Iqbal Sobhan Chowdhury, media adviser to Bangladesh’s Prime Minister Sheikh Hasina:
This has once again proved the Myanmar government has been pursuing the suppression of the freedom of expression and freedom of media. It is now an open secret that any media or any person who wants to reveal the atrocities of the Myanmar army and administration against the Rohingya people will face persecution by the Myanmar government. We strongly condemn this and demand the release of the Reuters journalists and a halt to any further persecution of any media person in Myanmar.
Mohib Ullah, Rohingya leader in Kutapalong refugee camp in Bangladesh:
This is not justice. I would like to see them free as soon as possible.
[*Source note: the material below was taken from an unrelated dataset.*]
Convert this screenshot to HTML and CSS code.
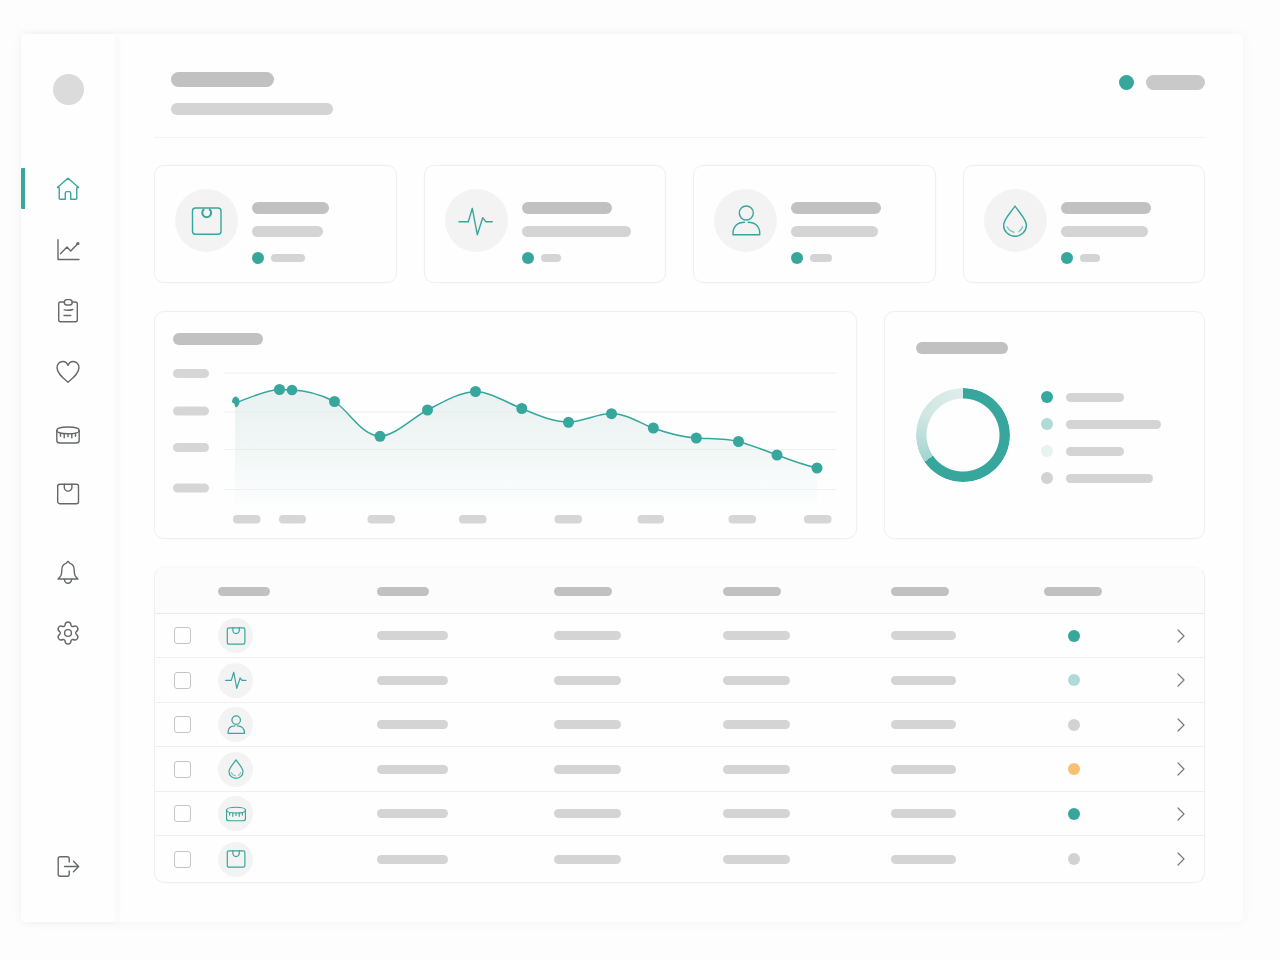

They did nothing wrong.
Thant Myint-u, Myanmar historian and commentator:
A tragic day for media freedom and an intimation of what’s to come.
Aung Htun Oo, media trainer, Yangon journalism school:
The world of Myanmar news media is now in darkness. … I understand this is trying to silence journalists so that they do not dare to say anything in the future.
Chrystia Freeland, Canada’s minister of foreign affairs:
The verdict seriously jeopardizes the prospects for freedom of expression and democracy, and the fair and transparent application of law in Myanmar, both now and in the future.
Canada joins the international community in strongly reiterating our calls for the immediate release of Wa Lone and Kyaw Soe Oo, who have already been detained for eight months, so that they can rejoin their families and continue their vital work.
U.S. Senator Bob Corker, head of Senate Foreign Relations Committee:
Imprisoning Wa Lone and Kyaw Soe Oo further tarnishes the already failing leadership of Aung San Suu Kyi and harms Burma’s democracy as atrocities continue to be carried out against the Rohingya minority.
Ed Royce, chairman of U.S. House of Representatives Foreign Affairs Committee:
This unjust verdict reaffirms that the Burmese government is complicit in the military’s atrocities. The U.S. should respond with more sanctions and a formal determination of genocide. We must act before it is too late.